January 27, 2015 – DENVER, CO. A Montana nonprofit industry trade association today filed a friend of the court brief at the U.S. Court of Appeals for the Eighth Circuit urging the court to affirm the ruling of a federal district court in Minnesota that a law enacted by Minnesota violates the Commerce Clause. The Montana Coal Council’s membership includes all major coal mine operators in Montana, holders of Montana coal reserves, transporters of coal, utilities using coal, and numerous suppliers and businesses both directly and indirectly involved in the coal industry. The Montana group is represented by Mountain States Legal Foundation (MSLF), a nonprofit, public-interest legal foundation, which joined in the brief. At issue is the constitutionality of a Minnesota law that limits importation of electricity as part of the state’s plan to reduce greenhouse gases and avert climate change. In a lawsuit brought by North Dakota and others, a Minnesota federal district court ruled, in April of 2014, the law’s “plain language applies to power and capacity transactions occurring wholly outside of Minnesota's borders[,]” and therefore is “a per se violation of the dormant Commerce Clause.”

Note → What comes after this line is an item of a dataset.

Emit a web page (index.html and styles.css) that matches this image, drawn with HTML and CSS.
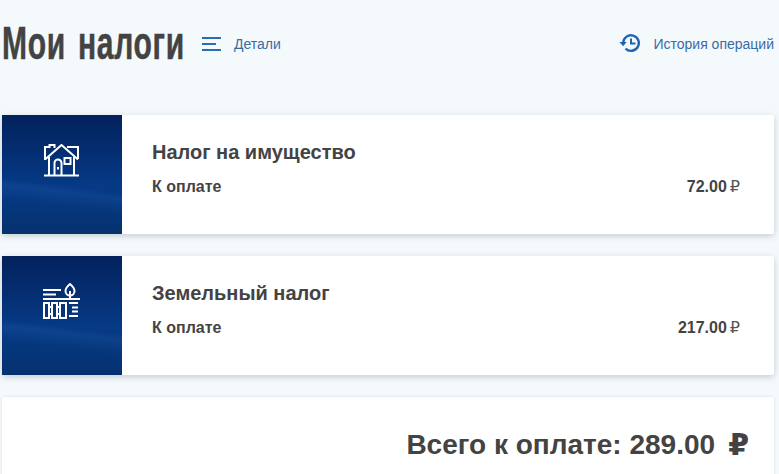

“The mischief in which Minnesota is engaged is what the Founding Fathers sought to prevent,” said William Perry Pendley, president of MSLF.

In 2007, Minnesota enacted the Next Generation Energy Act (NGEA), which sets Draconian goals for greenhouse gas reductions; establishes one of the nation’s most aggressive array of renewable-energy standards; and also provides that “no person” may contribute to or increase “statewide power sector carbon dioxide emissions.” Thus, the law directly affects the electric power industry, which is regulated by the federal government and operated cooperatively to ensure hourly accuracy as to supply and demand in such a manner that neither the supplier nor the consumer knows the destination or origins of the electricity it generates or uses.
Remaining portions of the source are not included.